Notwithstanding the loss of life suffered by the Citizen Army during the Rising, the war years that ensued were defined by a “labour must wait” stance. Feminists, too, were told that they must wait, as the property-driven conservatism against which Connolly had warned grew into the dominant ideology of the new Irish State. Land and private property, a repressive religiosity and a narrow pursuit of respectability, affecting in particular women, became the defining social and cultural ideals of the newly independent Ireland, at the expense of any fundamental social transformation of an egalitarian kind.

The Republic for which the men and women of the Citizen Army hoped remains unfulfilled. But their hopes did not die. We are all here today. And those same aspirations for true equality, for real independence, can sustain us today in the task of rebuilding our society and our economy.

Tapaímis an deis seo na gealltanais a tháing chugainn ó mhná agus ó fhir Arm Cathartha na hÉireann, nár cuireadh i gcrích go fóill, a fhíorú le linn na comóraidh seo.

[Let us seize the opportunity of these ongoing commemorations to rekindle the unfulfilled promises bequeathed to us across the century by the women and men of the Irish Citizen Army.]

Their vision of a people free from want, free from impoverishment and free from exploitation remains a wellspring of inspiration for us as we seek to respond to the situation of too many workers who, in Ireland today, earn a wage that guarantees neither a life free from poverty, nor access to decent housing, adequate childcare and health services.

Mar fhocal scoir, is mian liom go ndéanaimis focail James Connolly a fhíorú, nuair a dúirt sé:

“The real progress of a nation towards freedom must be measured by the progress of its most subject class.”[8]
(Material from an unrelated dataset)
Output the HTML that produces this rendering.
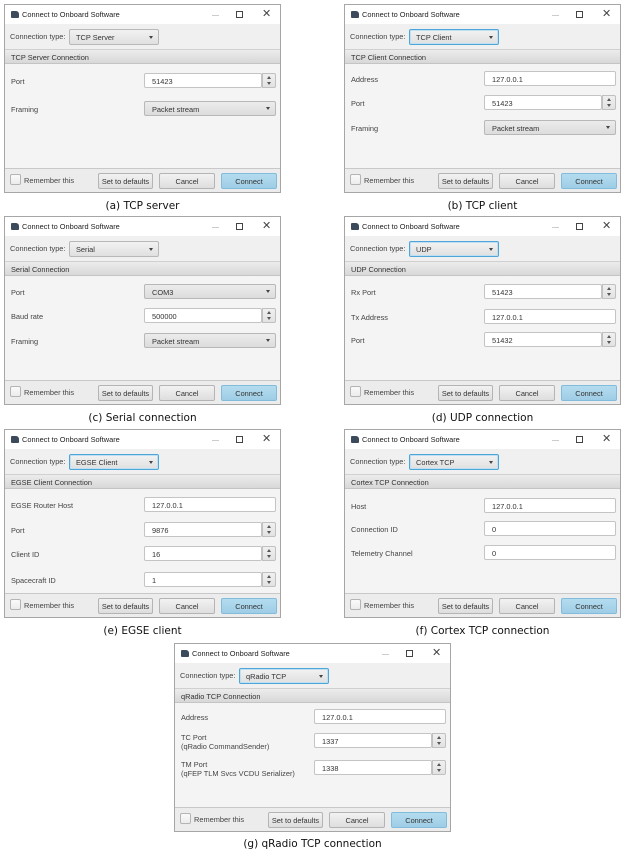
<!DOCTYPE html>
<html><head><meta charset="utf-8"><style>
*{box-sizing:border-box;margin:0;padding:0}
body{width:625px;height:852px;background:#fff;position:relative;font-family:"Liberation Sans",Arial,sans-serif;overflow:hidden}
.d{position:absolute;width:277px;height:189px;border:1px solid #a6a6a6;background:#f4f4f4;font-size:7.4px;color:#333}
.d *{position:absolute}
.tb{left:0;top:0;width:275px;height:19px;background:#fff}
.ic{left:6px;top:6px;width:8px;height:7px;background:#3c4b5c;border-radius:1px 3px 1px 1px}
.tt{left:17px;top:5px;color:#222;white-space:nowrap}
.mn{left:207px;top:10px;width:7px;height:1px;background:#ccc}
.mx{left:231px;top:6px;width:7px;height:7px;border:1px solid #444}
.xx{left:257px;top:2px;font-size:11px;color:#444}
.tr{left:0;top:19px;width:275px;height:25px;background:#f0f0f0}
.tl{left:5px;top:27px;color:#444}
.cb{left:64px;top:24px;width:90px;height:16px;border:1px solid #b8b8b8;border-radius:2px;background:linear-gradient(#f2f2f2,#e0e0e0);padding:3px 0 0 6px}
.cb.f{border:1px solid #4ea6d8;box-shadow:0 0 0 1px #bfe0f2 inset}
.ar{width:0;height:0;border-left:2.5px solid transparent;border-right:2.5px solid transparent;border-top:3px solid #444;top:6px}
.cb .ar{left:79px}
.hd{left:0;top:44px;width:275px;height:15px;background:linear-gradient(#ececec,#d8d8d8);border-top:1px solid #d0d0d0;border-bottom:1px solid #c4c4c4;padding:3px 0 0 6px;color:#333}
.lb{left:6px;color:#444;line-height:9px}
.fd{left:139px;width:132px;height:15px;background:#fff;border:1px solid #c4c4c4;border-radius:2px;padding:3px 0 0 7px;color:#333}
.fd.s{width:118px}
.sp{left:257px;width:14px;height:15px;border:1px solid #c0c0c0;background:linear-gradient(#f0f0f0,#e2e2e2);border-radius:0 2px 2px 0}
.sp:before{content:"";position:absolute;left:4px;top:2px;border-left:2.5px solid transparent;border-right:2.5px solid transparent;border-bottom:3px solid #555}
.sp:after{content:"";position:absolute;left:4px;top:8px;border-left:2.5px solid transparent;border-right:2.5px solid transparent;border-top:3px solid #555}
.fc{left:139px;width:132px;height:15px;border:1px solid #b8b8b8;border-radius:2px;background:linear-gradient(#ececec,#dcdcdc);padding:3px 0 0 7px}
.fc .ar{left:121px;top:5px}
.ft{left:0;top:163px;width:275px;height:24px;background:#ececec;border-top:1px solid #c8c8c8}
.ck{left:5px;top:169px;width:11px;height:11px;border:1px solid #b4b4b4;background:linear-gradient(#fafafa,#ececec);border-radius:2px}
.rl{left:19px;top:171px;color:#444}
.bt{top:168px;height:16px;border:1px solid #b4b4b4;border-radius:2px;background:linear-gradient(#f2f2f2,#dedede);text-align:center;padding-top:3px;color:#333}
.b1{left:93px;width:55px}.b2{left:154px;width:56px}
.b3{left:216px;width:56px;background:linear-gradient(#b4dcef,#9fcde6);border-color:#82bcdc}
.cap{position:absolute;font-family:"DejaVu Sans",sans-serif;font-size:10.5px;color:#111;width:277px;text-align:center}
</style></head><body>

<!-- (a) -->
<div class="d" style="left:4px;top:4px">
<div class="tb"></div><div class="ic"></div><div class="tt">Connect to Onboard Software</div><div class="mn"></div><div class="mx"></div><div class="xx">✕</div>
<div class="tr"></div><div class="tl">Connection type:</div><div class="cb">TCP Server<div class="ar"></div></div>
<div class="hd">TCP Server Connection</div>
<div class="lb" style="top:72px">Port</div><div class="fd s" style="top:68px">51423</div><div class="sp" style="top:68px"></div>
<div class="lb" style="top:100px">Framing</div><div class="fc" style="top:96px">Packet stream<div class="ar"></div></div>
<div class="ft"></div><div class="ck"></div><div class="rl">Remember this</div>
<div class="bt b1">Set to defaults</div><div class="bt b2">Cancel</div><div class="bt b3">Connect</div>
</div>
<div class="cap" style="left:4px;top:200px">(a) TCP server</div>

<!-- (b) -->
<div class="d" style="left:344px;top:4px">
<div class="tb"></div><div class="ic"></div><div class="tt">Connect to Onboard Software</div><div class="mn"></div><div class="mx"></div><div class="xx">✕</div>
<div class="tr"></div><div class="tl">Connection type:</div><div class="cb f">TCP Client<div class="ar"></div></div>
<div class="hd">TCP Client Connection</div>
<div class="lb" style="top:70px">Address</div><div class="fd" style="top:66px">127.0.0.1</div>
<div class="lb" style="top:94px">Port</div><div class="fd s" style="top:90px">51423</div><div class="sp" style="top:90px"></div>
<div class="lb" style="top:119px">Framing</div><div class="fc" style="top:115px">Packet stream<div class="ar"></div></div>
<div class="ft"></div><div class="ck"></div><div class="rl">Remember this</div>
<div class="bt b1">Set to defaults</div><div class="bt b2">Cancel</div><div class="bt b3">Connect</div>
</div>
<div class="cap" style="left:344px;top:200px">(b) TCP client</div>

<!-- (c) -->
<div class="d" style="left:4px;top:216px">
<div class="tb"></div><div class="ic"></div><div class="tt">Connect to Onboard Software</div><div class="mn"></div><div class="mx"></div><div class="xx">✕</div>
<div class="tr"></div><div class="tl">Connection type:</div><div class="cb">Serial<div class="ar"></div></div>
<div class="hd">Serial Connection</div>
<div class="lb" style="top:71px">Port</div><div class="fc" style="top:67px">COM3<div class="ar"></div></div>
<div class="lb" style="top:95px">Baud rate</div><div class="fd s" style="top:91px">500000</div><div class="sp" style="top:91px"></div>
<div class="lb" style="top:120px">Framing</div><div class="fc" style="top:116px">Packet stream<div class="ar"></div></div>
<div class="ft"></div><div class="ck"></div><div class="rl">Remember this</div>
<div class="bt b1">Set to defaults</div><div class="bt b2">Cancel</div><div class="bt b3">Connect</div>
</div>
<div class="cap" style="left:4px;top:412px">(c) Serial connection</div>

<!-- (d) -->
<div class="d" style="left:344px;top:216px">
<div class="tb"></div><div class="ic"></div><div class="tt">Connect to Onboard Software</div><div class="mn"></div><div class="mx"></div><div class="xx">✕</div>
<div class="tr"></div><div class="tl">Connection type:</div><div class="cb f">UDP<div class="ar"></div></div>
<div class="hd">UDP Connection</div>
<div class="lb" style="top:71px">Rx Port</div><div class="fd s" style="top:67px">51423</div><div class="sp" style="top:67px"></div>
<div class="lb" style="top:96px">Tx Address</div><div class="fd" style="top:92px">127.0.0.1</div>
<div class="lb" style="top:119px">Port</div><div class="fd s" style="top:115px">51432</div><div class="sp" style="top:115px"></div>
<div class="ft"></div><div class="ck"></div><div class="rl">Remember this</div>
<div class="bt b1">Set to defaults</div><div class="bt b2">Cancel</div><div class="bt b3">Connect</div>
</div>
<div class="cap" style="left:344px;top:412px">(d) UDP connection</div>

<!-- (e) -->
<div class="d" style="left:4px;top:429px">
<div class="tb"></div><div class="ic"></div><div class="tt">Connect to Onboard Software</div><div class="mn"></div><div class="mx"></div><div class="xx">✕</div>
<div class="tr"></div><div class="tl">Connection type:</div><div class="cb f">EGSE Client<div class="ar"></div></div>
<div class="hd">EGSE Client Connection</div>
<div class="lb" style="top:71px">EGSE Router Host</div><div class="fd" style="top:67px">127.0.0.1</div>
<div class="lb" style="top:96px">Port</div><div class="fd s" style="top:92px">9876</div><div class="sp" style="top:92px"></div>
<div class="lb" style="top:120px">Client ID</div><div class="fd s" style="top:116px">16</div><div class="sp" style="top:116px"></div>
<div class="lb" style="top:146px">Spacecraft ID</div><div class="fd s" style="top:142px">1</div><div class="sp" style="top:142px"></div>
<div class="ft"></div><div class="ck"></div><div class="rl">Remember this</div>
<div class="bt b1">Set to defaults</div><div class="bt b2">Cancel</div><div class="bt b3">Connect</div>
</div>
<div class="cap" style="left:4px;top:625px">(e) EGSE client</div>

<!-- (f) -->
<div class="d" style="left:344px;top:429px">
<div class="tb"></div><div class="ic"></div><div class="tt">Connect to Onboard Software</div><div class="mn"></div><div class="mx"></div><div class="xx">✕</div>
<div class="tr"></div><div class="tl">Connection type:</div><div class="cb f">Cortex TCP<div class="ar"></div></div>
<div class="hd">Cortex TCP Connection</div>
<div class="lb" style="top:72px">Host</div><div class="fd" style="top:68px">127.0.0.1</div>
<div class="lb" style="top:95px">Connection ID</div><div class="fd" style="top:91px">0</div>
<div class="lb" style="top:119px">Telemetry Channel</div><div class="fd" style="top:115px">0</div>
<div class="ft"></div><div class="ck"></div><div class="rl">Remember this</div>
<div class="bt b1">Set to defaults</div><div class="bt b2">Cancel</div><div class="bt b3">Connect</div>
</div>
<div class="cap" style="left:344px;top:625px">(f) Cortex TCP connection</div>

<!-- (g) -->
<div class="d" style="left:174px;top:643px">
<div class="tb"></div><div class="ic"></div><div class="tt">Connect to Onboard Software</div><div class="mn"></div><div class="mx"></div><div class="xx">✕</div>
<div class="tr"></div><div class="tl">Connection type:</div><div class="cb f">qRadio TCP<div class="ar"></div></div>
<div class="hd">qRadio TCP Connection</div>
<div class="lb" style="top:69px">Address</div><div class="fd" style="top:65px">127.0.0.1</div>
<div class="lb" style="top:89px">TC Port<br>(qRadio CommandSender)</div><div class="fd s" style="top:89px">1337</div><div class="sp" style="top:89px"></div>
<div class="lb" style="top:116px">TM Port<br>(qFEP TLM Svcs VCDU Serializer)</div><div class="fd s" style="top:116px">1338</div><div class="sp" style="top:116px"></div>
<div class="ft"></div><div class="ck"></div><div class="rl">Remember this</div>
<div class="bt b1">Set to defaults</div><div class="bt b2">Cancel</div><div class="bt b3">Connect</div>
</div>
<div class="cap" style="left:174px;top:838px">(g) qRadio TCP connection</div>

</body></html>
Go raibh míle maith agaibh go léir.

 

ENDS

[1] Rosie Hackett, May 1951, BMH WS 546.

[2] Frank Robbins. 1977. Under the Starry Plough. Recollections of the Irish Citizen Army. The Academy Press, p.34.

[3] O’Brady, July 1952, BMH WS 705.

[4] A first version of The Workers’ Republic had been published by James Connolly, from his and Lillie’s house, at number 54 Pimlico, between 1898 and 1903.

[5] Frank Robbins. Opcit., pp.63-64.

[6] Frank Robbins. Opcit., p.83.

[7] James Connolly, “What is Our Programme?”. Workers’ Republic, 22nd January 1916: “We shall continue, in season and out of season, to teach that the ‘far-flung battle line’ of England is weakest at the point nearest its heart, that Ireland is in that position of tactical advantage, that a defeat of England in India, Egypt, the Balkans or Flanders would not be so dangerous to the British Empire as any conflict of armed forces in Ireland.”

[8] James Connolly, “Economic Conscription” (1915).